War Of Nerves

For years, we watched the reruns of M*A*S*H on network television. When I was in high school, I built a sound card for my Apple IIe computer and programmed it to play “Suicide is Painless”, the theme song from both the movie and the TV series. M*A*S*H originally ran for 11 seasons and had 256 episodes from 1972 to 1982.

In the fourth episode of the sixth season, the army psychologist Maj. Sidney Freedman is wounded while at the front checking on a soldier, Tom, he had previously sent back into battle. As the episode unfolds, we see Tom communicating his anger toward Sidney for sending him back to the front and Sidney confronting the reality of his position and the consequences when he makes the wrong decision.

Meanwhile, the whole camp is on edge, and Sidney slowly, one-by-one, helps each person work through their angst, enabling Sidney to focus on the success he continues to have in treating soldiers. The episode ends with the whole camp throwing things that irritate them into a fire originally intended to burn contaminated clothing. The release of tension allows everyone to return a little refreshed to the daily stress they face serving in a forward position.

Three things stand out to me about this story that have application in my life as a leader.

Leaders make mistakes. Unfortunately, we are making decisions that impact people’s lives, so when we fail, it can have a significant impact on the people around us. We do not have the luxury of not deciding. We must make choices and determine the path the organization will take. Often the choices we make, even if they are correct, will result in people having to do hard things. Like Sidney, sometimes we have to send people to the front.

Our failures don’t define us. How we respond to both success and failure is what determines the legacy of our leadership. Failure is an opportunity for growth, self-reflection (personal and organizational), and renewed focus. Success is nice but can be blinding and self-limiting. Remaining optimistic and curious in failure and humble and grateful in success leads to a culture that eschews the “gotcha” and instead sticks together to rise as a team.
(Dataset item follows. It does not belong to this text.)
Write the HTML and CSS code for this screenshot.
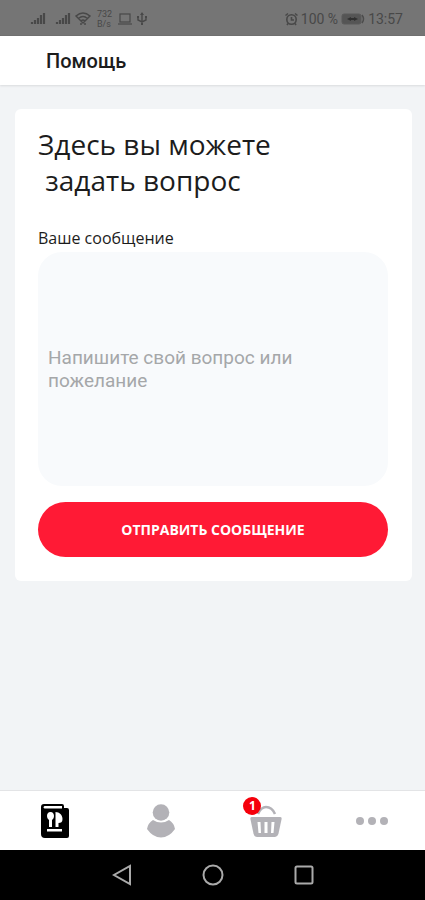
FILE: index.html
```html
<!DOCTYPE html>
<html lang="ru">
<head>
<meta charset="utf-8">
<meta name="viewport" content="width=device-width, initial-scale=1">
<title>Помощь</title>
<link rel="stylesheet" href="styles.css">
</head>
<body>
<div class="status">
  <div class="status-group">
    <svg width="17" height="16" viewBox="0 0 17 16"><path d="M2 13v-2M5 13v-4M8 13V7M11 13V4M14 13V2" stroke="currentColor" stroke-width="2.200"/></svg>
    <svg class="signal-second" width="17" height="16" viewBox="0 0 17 16"><path d="M2 13v-2M5 13v-4M8 13V7M11 13V4M14 13V2" stroke="currentColor" stroke-width="2.200"/></svg>
    <svg width="16" height="16" viewBox="0 0 16 16" fill="none" stroke="currentColor" stroke-width="1.500"><path d="M1 5Q8-1 15 5L8 12zM3.500 7.500Q8 3.500 12.500 7.500M6 10Q8 8 10 10"/><path d="M6 12v2M10 12v2"/></svg>
    <div class="speed"><span>732</span><span>B/s</span></div>
    <svg width="14" height="16" viewBox="0 0 14 16" fill="none" stroke="currentColor" stroke-width="1.200"><rect x="2" y="3" width="10" height="8"/><path d="M0 13h14"/></svg>
    <svg class="usb" width="10" height="16" viewBox="0 0 10 16" fill="none" stroke="currentColor" stroke-width="1.400"><path d="M5 3v10M1 6v3l4 2 4-2V6"/><path d="M5 1l2 3H3zM0 5h2v2H0zM8 5h2v2H8zM4 12h2v2H4z" fill="currentColor" stroke="none"/></svg>
  </div>
  <div class="status-group status-right">
    <svg width="13" height="14" viewBox="0 0 13 14" fill="none" stroke="currentColor" stroke-width="1.600"><circle cx="6.500" cy="7.500" r="4.700"/><path d="M.5 3.500L3 1.500M12.500 3.500L10 1.500M6.500 5v3H9M3 11.500l-1 1.500M10 11.500l1 1.500"/></svg>
    <span>100 %</span>
    <svg class="battery" width="24" height="12" viewBox="0 0 24 12"><rect x="1" y="1" width="19" height="10" rx="2" fill="#555" stroke="#5a5a5a"/><path d="M21 2q3 4 0 8" fill="none" stroke="#4c4c4c" stroke-width="1.500"/><path d="M6 6l4-2v1h3V4l4 2-4 2V7h-3v1z" fill="#303030"/></svg>
    <span>13:57</span>
  </div>
</div>
<header class="header"><h1>Помощь</h1></header>
<main class="main">
  <form class="card">
    <h2>Здесь вы можете<br>&nbsp;задать вопрос</h2>
    <label for="message">Ваше сообщение</label>
    <textarea id="message" placeholder="Напишите свой вопрос или пожелание"></textarea>
    <button class="submit" type="button">ОТПРАВИТЬ СООБЩЕНИЕ</button>
  </form>
</main>
<nav class="tabs">
  <a href="#menu" aria-label="Меню">
    <svg width="28" height="34" viewBox="0 0 28 34"><path d="M3 0h18q2 0 2 2v2h3q2 0 2 2v26q0 2-2 2H4q-4 0-4-4V3q0-3 3-3z" fill="#000"/><path d="M3.500 2H21v2.500H3.500q-2-1.200 0-2.500z" fill="#fff"/><path d="M6 25h15v2.500H6zM9.500 8C12 8 13 10 13 12c0 2-1 3-2 4v7H8v-7c-1-1-2-2-2-4 0-2 1-4 3.500-4zM14.500 8c4 0 7 3 7 7 0 3-1.500 4-4 4v4h-3z" fill="#fff"/></svg>
  </a>
  <a href="#profile" aria-label="Профиль">
    <svg width="28" height="34" viewBox="0 0 28 34" fill="#b3b2b7"><circle cx="14" cy="8.500" r="8.300"/><path d="M6 16q8 5 16 0 5 3 6 9-6 8.500-14 8.500T0 25q1-6 6-9z"/></svg>
  </a>
  <a href="#cart" aria-label="Корзина">
    <span class="cart">
      <svg width="32" height="34" viewBox="0 0 32 34"><path d="M8 10Q11 3 16 3q6 0 9 7" fill="none" stroke="#b3b2b7" stroke-width="2.500"/><path d="M2 13h28q2 0 1.600 2l-3.200 15q-1 3-3.400 3H7q-2.400 0-3.400-3L.4 15Q0 13 2 13z" fill="#b3b2b7"/><path d="M7.500 18h3l.5 11H8.500zM14.500 18h3v11h-3zM21.500 18h3l-1 11H21z" fill="#fff"/></svg>
      <span class="badge">1</span>
    </span>
  </a>
  <a href="#more" aria-label="Ещё">
    <svg width="32" height="34" viewBox="0 0 32 34" fill="#b3b2b7"><circle cx="4" cy="17" r="4"/><circle cx="16" cy="17" r="4"/><circle cx="28" cy="17" r="4"/></svg>
  </a>
</nav>
<div class="system">
  <button type="button" aria-label="Назад"><svg width="20" height="22" viewBox="0 0 20 22"><path d="M18 2v18L2 11z"/></svg></button>
  <button type="button" aria-label="Домой"><svg width="22" height="22" viewBox="0 0 22 22"><circle cx="11" cy="11" r="9.500"/></svg></button>
  <button type="button" aria-label="Недавние"><svg width="20" height="22" viewBox="0 0 20 22"><rect x="1.500" y="2.500" width="17" height="17" rx="1.500"/></svg></button>
</div>
</body>
</html>
```
FILE: styles.css
```css
* {
  box-sizing: border-box;
}

body {
  margin: 0;
  min-height: 100vh;
  display: flex;
  flex-direction: column;
  background: #f2f4f6;
  color: #1c1c1c;
  font-family: "Open Sans", sans-serif;
}

svg {
  display: block;
  flex: none;
}

.status {
  height: 36px;
  padding: 2px 22px 0 30px;
  display: flex;
  align-items: center;
  justify-content: space-between;
  background: #757575;
  border-bottom: 1px solid #686868;
  color: #484848;
  font: 14px/16px Roboto, sans-serif;
}

.status-group {
  display: flex;
  align-items: center;
  gap: 3px;
}

.signal-second {
  margin-left: 5px;
}

.speed {
  display: flex;
  flex-direction: column;
  margin: 0 3px;
  font-size: 9px;
  line-height: 10px;
}

.usb {
  margin-left: 2px;
}

.header {
  height: 49px;
  padding: 0 46px;
  display: flex;
  align-items: center;
  background: #fff;
  box-shadow: 0 1px 2px #d9dbdd;
}

h1 {
  margin: 0;
  font: 500 20px/24px Roboto, sans-serif;
}

.main {
  flex: 1;
  padding: 24px 13px 24px 15px;
}

.card {
  padding: 17px 24px 24px 23px;
  display: flex;
  flex-direction: column;
  background: #fff;
  border-radius: 6px;
}

h2 {
  margin: 0 0 28px;
  font-size: 28px;
  font-weight: 400;
  line-height: 36px;
}

label {
  font-size: 16px;
  line-height: 24px;
}

textarea {
  height: 234px;
  margin: 2px 0 16px;
  padding: 94px 60px 24px 10px;
  border: 0;
  border-radius: 24px;
  background: #f8fafc;
  color: #1c1c1c;
  font: 19px/23px Roboto, sans-serif;
  resize: none;
}

textarea::placeholder {
  color: #a5a7a9;
}

.submit {
  height: 55px;
  border: 0;
  border-radius: 28px;
  background: #ff1a35;
  color: #fff;
  font: 700 14px/20px "Open Sans", sans-serif;
}

.tabs {
  height: 60px;
  display: grid;
  grid-template-columns: repeat(4, 1fr);
  padding-left: 2px;
  background: #fff;
  border-top: 1px solid #e3e4e6;
}

.tabs a {
  display: flex;
  align-items: center;
  justify-content: center;
}

.cart {
  position: relative;
}

.badge {
  position: absolute;
  top: -7px;
  left: -7px;
  width: 18px;
  height: 18px;
  border-radius: 50%;
  background: #f5000b;
  color: #fff;
  font: 700 12px/18px "Open Sans", sans-serif;
  text-align: center;
}

.system {
  height: 50px;
  display: flex;
  align-items: center;
  justify-content: center;
  gap: 70px;
  background: #000;
}

.system button {
  padding: 0;
  border: 0;
  background: none;
}

.system svg {
  fill: none;
  stroke: #aaa;
  stroke-width: 2;
}
```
Sometimes the team needs a release. Every pressure vessel I have ever worked on in the oil & gas field has a safety relief valve. This device releases pressure above the working pressure of the vessel but below the pressure that could rupture the vessel (rupture is bad). Our organizations need safety relief valves too. Sometimes, that will look like an event, a break, or a reset. Sometimes it will be more about tolerance, care, and understanding for each person when they let off steam (even when it is directed at us).

A healthy community understands that while we are all equally valuable, we are not all the same. Each person will reflect the current pressure and situation differently, and the team needs to respond to each person according to their need. That’s what it means to care. It doesn’t mean everyone gets the same thing. It means everyone gets the experience they need. “That’s not fair,” you may say. I used to tell my kids, “The fair is in September.” My kids meant they were upset because they didn’t get the same thing. We don’t want the same thing; we want the right thing for us.

I am proud to be part of a community that can flex with its team members and meet each person where they are. Sometimes, we will send people back to the front. Sometimes, we will send them home. We will make mistakes. Mistakes that cost us time, money, and frustration. Luckily, ours really is a war of nerves. We may feel like we are losing our minds, but hopefully, no one is in risk of losing their life. When we focus as a team on getting better, we win even when we fail, and we get to live The Bison Way.